In summary - I met with the CEO of Stack Overflow and some of his leadership team. They were all fully engaged with the discussion.
When they saw what I had prepared, and that I intended to make a full report back to the community, they wanted to extend our time together to immediately address each issue.
I felt that they were engaged on each of the concerns I raised.
I hope, as our partnership continues, that you get the same sense as well.
The question is, what do you think?
Response to comments
There have been comments that imply that vision and values are simply buzzwords that mean very little. I told the firm we either need to unpack these kinds of terminology, or avoid them altogether if it's not important.
So, since I think they're important, I'm going to follow my own advice, and do my best to unpack the meaning here.
Here's where I'm coming from: I have read many business textbooks written by, and taken many graduate level courses taught by, professors with PhDs in Psychology and Organizational Behavior, that assert vision is the foundational idea supporting the strategic management of the firm.
This is where we stop using, "management", and switch to "leadership".
Let me unpack these terms.
- Vision: This is what we aspire to be in the future.
- Mission: This states why we exist and what role we fit in society.
- Values: This is how we're going to do it.
It's true that these are words.
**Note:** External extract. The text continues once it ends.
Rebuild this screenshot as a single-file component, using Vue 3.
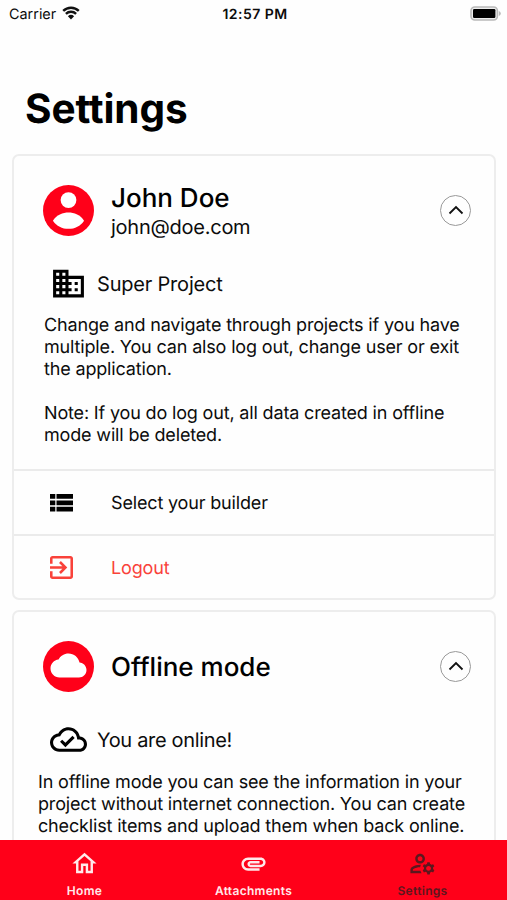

They form a theory of how Stack Overflow (or any organization) is supposed to be run. We shall see how, in practice, they meet this theory.
The phrase, "gap between theory and practice" is a bit of a cliché (feel free to search it). As an organizational behavior professor of mine once said, "The gap between theory and practice is a lie." But the new management needs time to put its vision, mission, and values into practice. My ask is that we give them the presumption of good faith at this time.